Lorenzo grew up in a working-class neighborhood in St. Louis. His father wanted him to be a brick-yard laborer, in the family tradition. But Lorenzo loved baseball, and he wouldn’t give up. When he was 16 years old, playing on an American Legion team, a teammate observed Lorenzo in the on-deck circle, waiting to bat. He thought that he looked like the Indian yogis he had seen in a movie. The nickname stuck with him, Yogi.
The baseball stats for Yogi Berra are really astounding: 18 All-Star games; 10 World Series championships as a player; a .285 career batting average; 358 home runs. He is also one of the few managers to reach the World Series in both leagues. When it was all said and done, he put in 44 years in a baseball uniform as a player for the Yankees, a manager for the Yankees and the Mets, and a coach for three teams. The few Yogi Berra baseball cards that I have are among my most treasured cards, for sure.
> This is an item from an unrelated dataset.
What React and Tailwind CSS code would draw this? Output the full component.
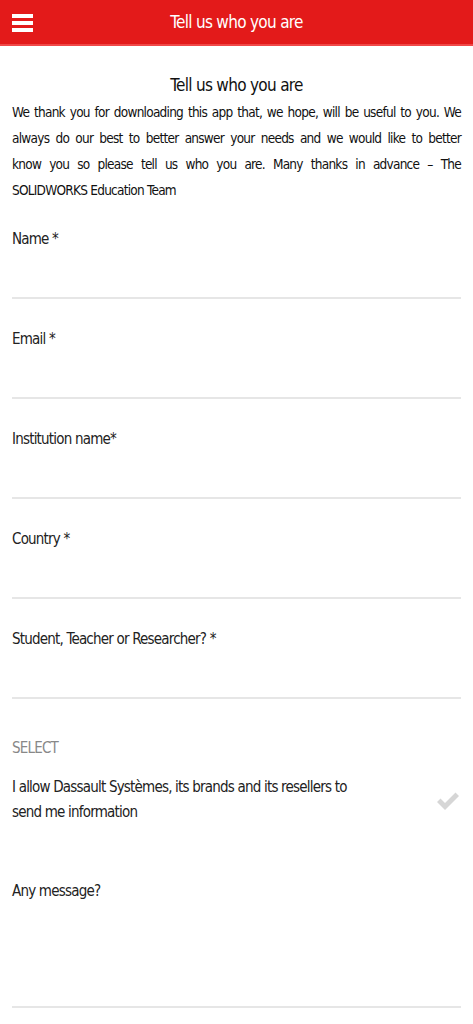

He was the manager for the Mets in 1973. In June of ‘73 his team sank to last place. But Yogi famously observed, “It ain’t over till it’s over.” The Mets went on to go to the World Series that year, losing to the A’s.
I don’t know much about Yogi’s heavenly faith, but his words of hope are true throughout holy scripture. Don’t give up. Whatever we are facing, whatever circumstance we find ourselves in, keep on going. It ain’t over till it’s over. Even in the cellar of the league, even in a pandemic, there is still hope. Hold on to God. Hold on to hope.